Words are coarse-grained, which I am only just learning, on account of a lifelong habit of not complaining about certain forms of discomfort. How poorly I express myself, how little you comprehend!
Dream Daniel Dennet's office was somewhere in Boston - and we were all dressed as if it were 1776 - but he lived in Pittsfield, or so he said after saying that I was welcome to study with him and offering to take me home. That which can be neither verified nor falsified should not be subject to speech later? It was oddly comforting but also not all about me. Later, a different teacher - a woman - eclipsed without asking my many physical boundaries, swept Dennett aside and demanded to know "how lonely it is inside you?"

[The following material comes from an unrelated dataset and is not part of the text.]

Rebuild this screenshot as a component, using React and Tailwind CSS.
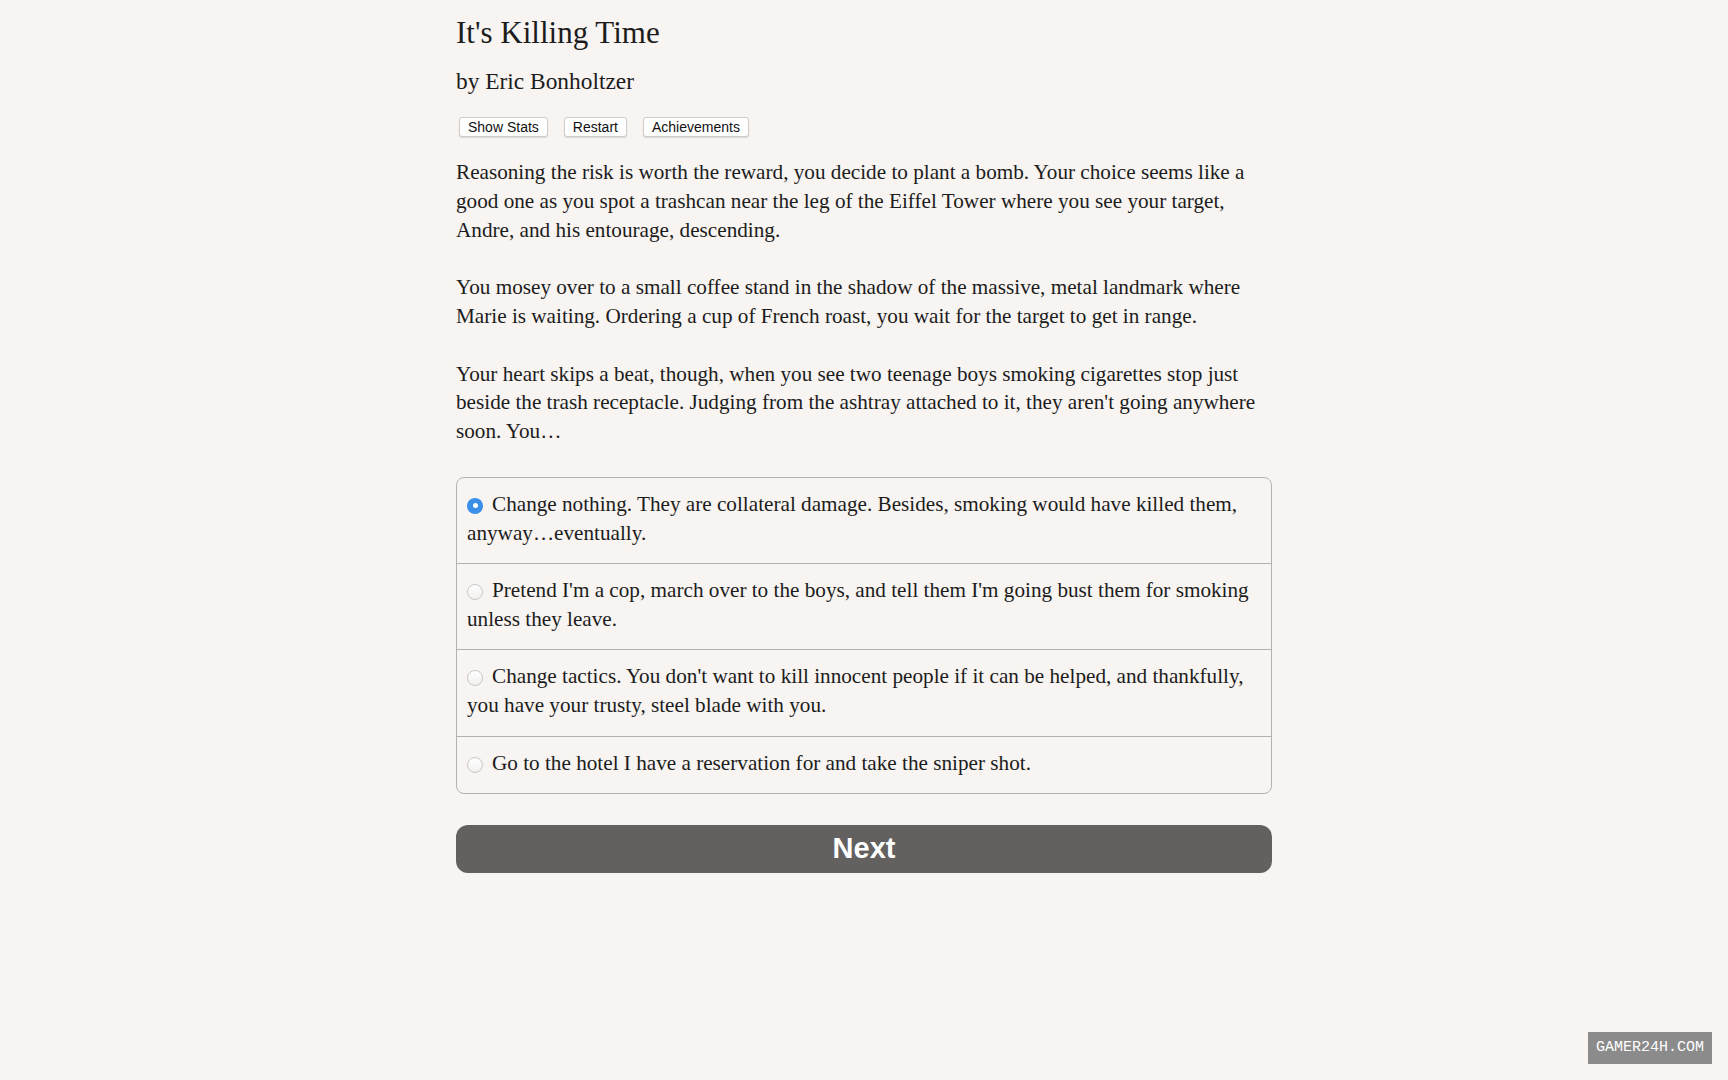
import React, { useState } from 'react';

// ── Story data ───────────────────────────────────────────────────────────────

const PARAGRAPHS = [
  'Reasoning the risk is worth the reward, you decide to plant a bomb. Your choice seems like a good one as you spot a trashcan near the leg of the Eiffel Tower where you see your target, Andre, and his entourage, descending.',
  'You mosey over to a small coffee stand in the shadow of the massive, metal landmark where Marie is waiting. Ordering a cup of French roast, you wait for the target to get in range.',
  "Your heart skips a beat, though, when you see two teenage boys smoking cigarettes stop just beside the trash receptacle. Judging from the ashtray attached to it, they aren't going anywhere soon. You…",
];

const CHOICES = [
  'Change nothing. They are collateral damage. Besides, smoking would have killed them, anyway…eventually.',
  "Pretend I'm a cop, march over to the boys, and tell them I'm going bust them for smoking unless they leave.",
  "Change tactics. You don't want to kill innocent people if it can be helped, and thankfully, you have your trusty, steel blade with you.",
  'Go to the hotel I have a reservation for and take the sniper shot.',
];

const SERIF = "font-['Liberation_Serif','Times_New_Roman',serif]";
const SANS = "font-['Liberation_Sans',Arial,sans-serif]";

// ── Small pieces ─────────────────────────────────────────────────────────────

const ToolButton = ({ children }) => (
  <button
    type="button"
    className={`
      h-5 px-[8px] rounded-[3px]
      border border-[#cfcccb] bg-white
      shadow-[0_1px_1px_rgba(0,0,0,0.12)]
      text-[14px] leading-[18px] text-[#111]
      ${SANS}
    `}
  >
    {children}
  </button>
);

// Both states are plain inline-blocks so they sit on the same baseline
const Radio = ({ checked }) =>
  checked ? (
    <span className="inline-block w-4 h-4 mr-[9px] rounded-full bg-[#3b8fe8] align-[-3px]">
      <span className="block w-[5px] h-[5px] mx-auto mt-[5.5px] rounded-full bg-white" />
    </span>
  ) : (
    <span className="inline-block w-4 h-4 mr-[9px] rounded-full border border-[#c9c6c4] bg-gradient-to-b from-[#ffffff] to-[#f1f0ef] align-[-3px]" />
  );

// ─────────────────────────────────────────────────────────────────────────────

export default function App() {
  const [choice, setChoice] = useState(0);

  return (
    <div className={`relative min-h-screen w-full bg-[#f7f4f1] text-[#1c1c1c] ${SERIF}`}>
      <div className="w-[816px] mx-auto pt-[15px]">

        {/* Header */}
        <h1 className="text-[31px] leading-[36px] font-normal">It's Killing Time</h1>
        <h2 className="mt-[16px] text-[23.4px] leading-[28px] font-normal">by Eric Bonholtzer</h2>

        <div className="mt-[22px] ml-[3px] flex gap-4">
          <ToolButton>Show Stats</ToolButton>
          <ToolButton>Restart</ToolButton>
          <ToolButton>Achievements</ToolButton>
        </div>

        {/* Passage */}
        <div className="mt-[21px] flex flex-col gap-[28.8px] text-[21.2px] leading-[28.8px]">
          {PARAGRAPHS.map((p, i) => (
            <p key={i}>{p}</p>
          ))}
        </div>

        {/* Choices */}
        <div className="mt-[31px] rounded-lg border border-[#b4b2b0] overflow-hidden">
          {CHOICES.map((c, i) => (
            <div
              key={i}
              onClick={() => setChoice(i)}
              className={`
                px-[10px] pt-[12px] pb-[16px] cursor-pointer
                text-[21.2px] leading-[28.6px]
                ${i > 0 ? 'border-t border-[#b4b2b0]' : ''}
              `}
            >
              <Radio checked={choice === i} />
              {c}
            </div>
          ))}
        </div>

        <button
          type="button"
          className={`
            mt-[31px] w-full h-12 rounded-[12px]
            bg-[#626160] text-white
            text-[29px] font-bold
            ${SANS}
          `}
        >
          Next
        </button>
      </div>

      {/* Corner watermark */}
      <div className="absolute right-[16px] bottom-[16px] h-8 px-[8px] flex items-center bg-[#8c8b8b] text-white text-[15px] font-['Liberation_Mono',monospace]">
        GAMER24H.COM
      </div>
    </div>
  );
}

One feels the burden of living a life in which they cannot effectively explain anything to anyone (despite knowing and having so much) and so constantly appear wounded, tormented, agonized, et cetera. As if always in residence at Golgotha? Our lives are pinned to the boards of others so our wings grow brittle and dull. We have to be liberated but how? One waits on Emily Dickinson to say something but she is brutally silent after last week's mistaken reference to her "littleness." Traffic streams irregularly up and down Main Street, the skies brighten and it's cold, it's damn cold. I sip a first cup of coffee, sad but alert, unmoving in the upstairs rocker. Working out the structure of an elaborate note that says both "thanks" and "no thanks" without hurting a single one of the recipients. I mean wallowing in yet another interregnum, alone.